■ **Aim**
Provide only the number of lines in the data below that contain the string "components".

■ **Material provided**

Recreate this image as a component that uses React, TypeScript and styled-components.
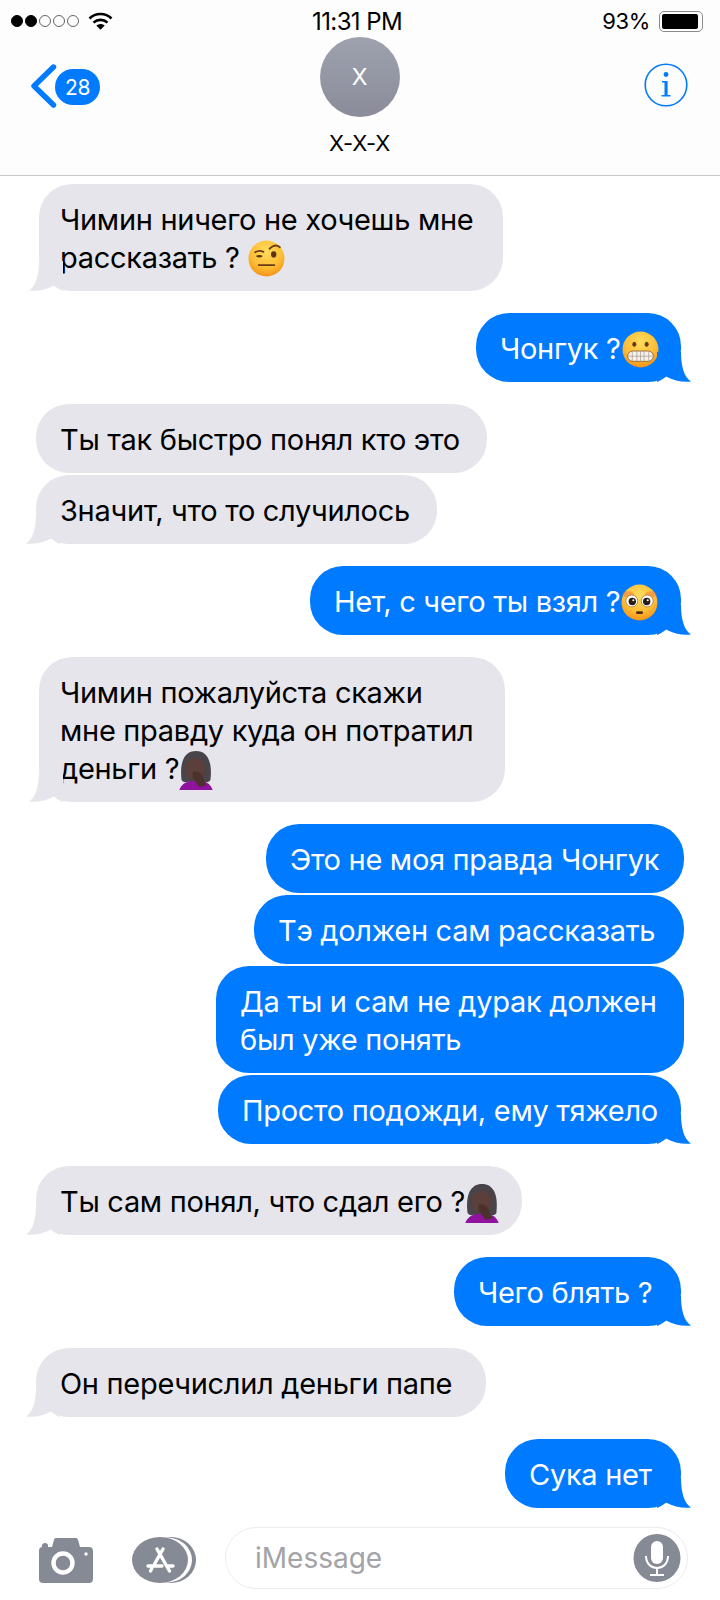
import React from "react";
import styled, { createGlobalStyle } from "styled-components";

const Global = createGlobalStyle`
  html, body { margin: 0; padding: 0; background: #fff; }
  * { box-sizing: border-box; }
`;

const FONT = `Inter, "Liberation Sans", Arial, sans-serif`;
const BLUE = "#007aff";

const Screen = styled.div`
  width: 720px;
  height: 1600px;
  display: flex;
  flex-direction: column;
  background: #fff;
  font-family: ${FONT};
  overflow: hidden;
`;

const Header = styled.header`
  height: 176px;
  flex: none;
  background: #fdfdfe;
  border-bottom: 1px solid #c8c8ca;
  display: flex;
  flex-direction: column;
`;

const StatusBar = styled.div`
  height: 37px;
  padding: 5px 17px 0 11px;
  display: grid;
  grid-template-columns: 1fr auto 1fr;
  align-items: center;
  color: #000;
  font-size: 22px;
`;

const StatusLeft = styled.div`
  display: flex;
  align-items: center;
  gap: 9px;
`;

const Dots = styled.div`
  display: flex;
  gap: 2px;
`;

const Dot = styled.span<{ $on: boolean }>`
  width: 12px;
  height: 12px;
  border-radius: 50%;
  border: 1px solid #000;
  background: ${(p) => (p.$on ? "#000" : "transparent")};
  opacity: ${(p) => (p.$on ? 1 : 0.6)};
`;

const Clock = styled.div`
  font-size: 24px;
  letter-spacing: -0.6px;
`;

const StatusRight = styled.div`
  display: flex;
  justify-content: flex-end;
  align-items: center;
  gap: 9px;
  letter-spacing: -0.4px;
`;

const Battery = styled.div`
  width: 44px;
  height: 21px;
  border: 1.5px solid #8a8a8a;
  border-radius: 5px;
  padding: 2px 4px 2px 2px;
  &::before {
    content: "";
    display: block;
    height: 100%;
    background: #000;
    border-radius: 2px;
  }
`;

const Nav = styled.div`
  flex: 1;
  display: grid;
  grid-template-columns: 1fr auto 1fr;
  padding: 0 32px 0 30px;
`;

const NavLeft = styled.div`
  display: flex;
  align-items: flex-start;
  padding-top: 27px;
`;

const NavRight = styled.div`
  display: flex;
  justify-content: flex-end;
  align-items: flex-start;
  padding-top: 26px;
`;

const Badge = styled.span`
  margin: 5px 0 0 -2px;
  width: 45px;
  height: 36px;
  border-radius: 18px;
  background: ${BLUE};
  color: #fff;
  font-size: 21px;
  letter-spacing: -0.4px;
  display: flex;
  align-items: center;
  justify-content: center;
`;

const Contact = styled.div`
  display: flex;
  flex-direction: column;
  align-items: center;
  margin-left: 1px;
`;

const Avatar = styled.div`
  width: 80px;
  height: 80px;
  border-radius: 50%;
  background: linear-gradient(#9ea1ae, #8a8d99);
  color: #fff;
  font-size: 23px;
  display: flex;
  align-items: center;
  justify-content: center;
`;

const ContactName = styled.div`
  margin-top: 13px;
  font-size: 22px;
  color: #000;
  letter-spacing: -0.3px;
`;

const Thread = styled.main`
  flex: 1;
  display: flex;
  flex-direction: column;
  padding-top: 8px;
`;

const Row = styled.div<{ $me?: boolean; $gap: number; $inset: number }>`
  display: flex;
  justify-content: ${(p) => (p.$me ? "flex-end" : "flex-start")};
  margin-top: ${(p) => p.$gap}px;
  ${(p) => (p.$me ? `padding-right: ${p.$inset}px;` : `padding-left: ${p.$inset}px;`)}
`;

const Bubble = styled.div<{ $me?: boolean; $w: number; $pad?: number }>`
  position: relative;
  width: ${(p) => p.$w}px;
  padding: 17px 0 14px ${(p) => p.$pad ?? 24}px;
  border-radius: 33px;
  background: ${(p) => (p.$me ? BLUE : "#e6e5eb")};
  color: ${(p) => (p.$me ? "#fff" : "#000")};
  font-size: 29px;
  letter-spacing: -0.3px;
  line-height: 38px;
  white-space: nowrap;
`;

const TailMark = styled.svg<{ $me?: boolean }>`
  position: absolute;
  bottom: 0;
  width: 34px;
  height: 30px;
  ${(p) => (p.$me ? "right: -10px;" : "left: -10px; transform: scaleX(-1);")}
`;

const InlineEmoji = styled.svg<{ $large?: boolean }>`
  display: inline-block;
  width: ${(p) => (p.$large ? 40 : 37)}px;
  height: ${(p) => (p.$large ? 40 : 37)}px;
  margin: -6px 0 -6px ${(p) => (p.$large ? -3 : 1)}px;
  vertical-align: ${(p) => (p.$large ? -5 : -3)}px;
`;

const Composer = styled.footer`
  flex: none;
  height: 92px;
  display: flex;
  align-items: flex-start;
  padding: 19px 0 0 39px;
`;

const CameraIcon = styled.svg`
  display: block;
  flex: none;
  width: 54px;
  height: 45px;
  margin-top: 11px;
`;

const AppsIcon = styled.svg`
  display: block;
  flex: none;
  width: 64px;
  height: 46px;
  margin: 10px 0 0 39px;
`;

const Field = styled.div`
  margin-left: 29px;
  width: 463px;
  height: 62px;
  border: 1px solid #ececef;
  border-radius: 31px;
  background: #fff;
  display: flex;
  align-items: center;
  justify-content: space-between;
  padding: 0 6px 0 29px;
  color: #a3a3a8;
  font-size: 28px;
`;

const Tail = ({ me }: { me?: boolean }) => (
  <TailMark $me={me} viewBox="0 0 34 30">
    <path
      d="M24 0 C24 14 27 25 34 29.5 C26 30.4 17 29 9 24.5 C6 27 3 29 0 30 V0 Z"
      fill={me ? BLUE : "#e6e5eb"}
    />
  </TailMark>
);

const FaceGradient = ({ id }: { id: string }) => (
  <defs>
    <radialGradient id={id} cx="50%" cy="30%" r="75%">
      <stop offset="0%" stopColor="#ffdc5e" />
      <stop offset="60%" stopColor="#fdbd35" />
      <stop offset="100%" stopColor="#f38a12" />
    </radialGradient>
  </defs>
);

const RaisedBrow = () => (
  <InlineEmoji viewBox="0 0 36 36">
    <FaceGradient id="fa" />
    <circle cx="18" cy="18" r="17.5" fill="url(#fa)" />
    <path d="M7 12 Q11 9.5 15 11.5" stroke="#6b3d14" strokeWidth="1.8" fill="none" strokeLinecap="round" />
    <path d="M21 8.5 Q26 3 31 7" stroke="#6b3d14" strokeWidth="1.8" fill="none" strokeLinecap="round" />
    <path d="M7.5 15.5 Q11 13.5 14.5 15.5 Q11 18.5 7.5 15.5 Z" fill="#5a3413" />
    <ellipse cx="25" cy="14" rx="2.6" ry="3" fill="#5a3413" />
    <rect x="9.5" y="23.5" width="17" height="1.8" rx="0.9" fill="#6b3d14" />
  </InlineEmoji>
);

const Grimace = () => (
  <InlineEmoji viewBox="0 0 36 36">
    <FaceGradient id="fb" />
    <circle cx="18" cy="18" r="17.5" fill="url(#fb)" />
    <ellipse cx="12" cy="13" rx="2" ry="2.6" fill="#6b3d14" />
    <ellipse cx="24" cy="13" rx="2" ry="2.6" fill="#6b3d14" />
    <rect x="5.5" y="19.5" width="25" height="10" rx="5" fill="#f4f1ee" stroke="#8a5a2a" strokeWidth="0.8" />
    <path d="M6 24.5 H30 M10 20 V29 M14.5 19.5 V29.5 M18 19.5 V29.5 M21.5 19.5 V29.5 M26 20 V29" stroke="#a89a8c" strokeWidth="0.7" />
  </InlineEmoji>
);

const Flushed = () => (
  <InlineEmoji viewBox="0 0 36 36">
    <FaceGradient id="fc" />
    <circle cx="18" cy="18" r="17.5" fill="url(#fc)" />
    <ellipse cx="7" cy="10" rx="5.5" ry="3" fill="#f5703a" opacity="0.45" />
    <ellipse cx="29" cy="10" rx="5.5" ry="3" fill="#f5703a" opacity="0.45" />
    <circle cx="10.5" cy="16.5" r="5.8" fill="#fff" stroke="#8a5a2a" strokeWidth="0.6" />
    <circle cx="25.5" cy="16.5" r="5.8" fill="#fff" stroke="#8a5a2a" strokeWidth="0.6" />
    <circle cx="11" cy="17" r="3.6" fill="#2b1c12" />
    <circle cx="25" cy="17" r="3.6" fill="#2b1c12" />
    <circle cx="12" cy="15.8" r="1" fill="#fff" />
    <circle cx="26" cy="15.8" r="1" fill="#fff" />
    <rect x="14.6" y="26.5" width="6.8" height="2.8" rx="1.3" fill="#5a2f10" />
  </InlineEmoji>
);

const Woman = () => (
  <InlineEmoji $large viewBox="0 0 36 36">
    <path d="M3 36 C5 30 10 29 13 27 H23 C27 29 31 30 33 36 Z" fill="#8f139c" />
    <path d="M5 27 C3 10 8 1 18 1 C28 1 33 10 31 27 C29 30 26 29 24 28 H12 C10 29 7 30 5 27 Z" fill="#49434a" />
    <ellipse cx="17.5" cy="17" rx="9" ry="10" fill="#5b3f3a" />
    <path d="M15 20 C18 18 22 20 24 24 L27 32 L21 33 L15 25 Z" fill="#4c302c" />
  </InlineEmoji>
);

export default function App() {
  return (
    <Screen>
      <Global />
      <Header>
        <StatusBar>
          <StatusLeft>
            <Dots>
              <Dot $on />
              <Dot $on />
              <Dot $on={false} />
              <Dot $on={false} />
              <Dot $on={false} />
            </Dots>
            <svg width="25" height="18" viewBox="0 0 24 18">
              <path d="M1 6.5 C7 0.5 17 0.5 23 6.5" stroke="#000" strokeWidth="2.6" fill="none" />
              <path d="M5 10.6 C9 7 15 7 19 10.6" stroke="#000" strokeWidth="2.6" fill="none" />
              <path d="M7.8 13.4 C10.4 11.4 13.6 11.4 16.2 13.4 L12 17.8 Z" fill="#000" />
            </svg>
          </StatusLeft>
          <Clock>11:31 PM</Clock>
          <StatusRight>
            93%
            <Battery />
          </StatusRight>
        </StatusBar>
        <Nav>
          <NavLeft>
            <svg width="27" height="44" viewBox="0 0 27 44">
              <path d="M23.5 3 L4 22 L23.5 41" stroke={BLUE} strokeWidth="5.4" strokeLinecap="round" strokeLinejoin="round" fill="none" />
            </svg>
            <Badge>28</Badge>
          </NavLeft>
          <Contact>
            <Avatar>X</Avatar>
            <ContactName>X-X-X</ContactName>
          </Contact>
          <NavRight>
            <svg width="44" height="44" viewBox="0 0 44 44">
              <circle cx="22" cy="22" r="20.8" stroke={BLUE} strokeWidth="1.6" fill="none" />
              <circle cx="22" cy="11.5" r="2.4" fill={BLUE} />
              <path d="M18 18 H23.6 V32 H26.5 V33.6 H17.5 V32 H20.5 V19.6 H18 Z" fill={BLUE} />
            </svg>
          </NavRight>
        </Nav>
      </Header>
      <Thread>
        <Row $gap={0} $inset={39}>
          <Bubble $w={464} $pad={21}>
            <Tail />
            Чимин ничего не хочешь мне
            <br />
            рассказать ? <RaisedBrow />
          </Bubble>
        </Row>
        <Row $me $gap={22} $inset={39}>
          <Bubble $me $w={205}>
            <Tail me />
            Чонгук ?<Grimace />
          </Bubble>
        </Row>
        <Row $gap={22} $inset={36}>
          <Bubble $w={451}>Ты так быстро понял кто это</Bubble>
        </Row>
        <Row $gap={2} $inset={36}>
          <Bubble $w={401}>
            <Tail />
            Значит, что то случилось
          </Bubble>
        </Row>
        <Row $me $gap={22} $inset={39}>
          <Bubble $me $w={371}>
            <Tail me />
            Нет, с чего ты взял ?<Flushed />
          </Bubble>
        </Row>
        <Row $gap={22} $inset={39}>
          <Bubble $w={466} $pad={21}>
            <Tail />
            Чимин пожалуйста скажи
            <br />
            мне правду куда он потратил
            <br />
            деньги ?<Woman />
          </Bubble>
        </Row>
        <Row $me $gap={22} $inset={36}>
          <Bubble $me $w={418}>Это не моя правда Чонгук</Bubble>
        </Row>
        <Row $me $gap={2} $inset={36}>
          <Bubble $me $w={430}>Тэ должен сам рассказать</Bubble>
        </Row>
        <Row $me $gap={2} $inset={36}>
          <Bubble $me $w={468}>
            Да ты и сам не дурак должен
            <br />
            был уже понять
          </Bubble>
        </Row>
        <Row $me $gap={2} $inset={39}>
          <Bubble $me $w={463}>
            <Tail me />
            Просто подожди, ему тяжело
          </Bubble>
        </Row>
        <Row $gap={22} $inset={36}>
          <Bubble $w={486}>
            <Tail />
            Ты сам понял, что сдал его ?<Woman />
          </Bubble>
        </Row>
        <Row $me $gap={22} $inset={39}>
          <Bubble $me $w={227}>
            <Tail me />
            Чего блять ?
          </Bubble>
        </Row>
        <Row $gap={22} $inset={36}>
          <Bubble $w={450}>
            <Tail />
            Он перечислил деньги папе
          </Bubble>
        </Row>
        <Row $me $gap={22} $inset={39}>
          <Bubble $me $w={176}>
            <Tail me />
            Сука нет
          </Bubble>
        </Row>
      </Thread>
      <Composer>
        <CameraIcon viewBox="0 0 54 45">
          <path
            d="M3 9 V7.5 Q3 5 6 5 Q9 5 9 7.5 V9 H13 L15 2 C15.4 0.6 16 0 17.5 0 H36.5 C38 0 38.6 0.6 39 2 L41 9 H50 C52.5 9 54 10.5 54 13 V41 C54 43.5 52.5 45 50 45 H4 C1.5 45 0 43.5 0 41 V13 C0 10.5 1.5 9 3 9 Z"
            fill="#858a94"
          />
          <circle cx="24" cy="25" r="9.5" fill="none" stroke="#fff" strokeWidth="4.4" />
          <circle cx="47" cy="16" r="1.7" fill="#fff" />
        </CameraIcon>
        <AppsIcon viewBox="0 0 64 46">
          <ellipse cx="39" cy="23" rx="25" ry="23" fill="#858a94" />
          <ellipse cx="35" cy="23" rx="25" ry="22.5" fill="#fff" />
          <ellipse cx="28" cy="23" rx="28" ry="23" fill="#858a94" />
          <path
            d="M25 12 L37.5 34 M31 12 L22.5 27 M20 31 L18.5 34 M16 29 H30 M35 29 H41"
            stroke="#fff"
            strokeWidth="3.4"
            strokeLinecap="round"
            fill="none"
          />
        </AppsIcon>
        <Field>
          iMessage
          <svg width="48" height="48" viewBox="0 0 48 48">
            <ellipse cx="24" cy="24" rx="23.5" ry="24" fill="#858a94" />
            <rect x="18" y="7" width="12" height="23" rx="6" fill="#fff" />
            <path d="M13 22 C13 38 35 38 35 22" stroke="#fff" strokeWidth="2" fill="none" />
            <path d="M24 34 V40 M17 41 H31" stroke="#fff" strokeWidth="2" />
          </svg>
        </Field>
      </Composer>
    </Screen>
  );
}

■ **Answer to the exercise**
2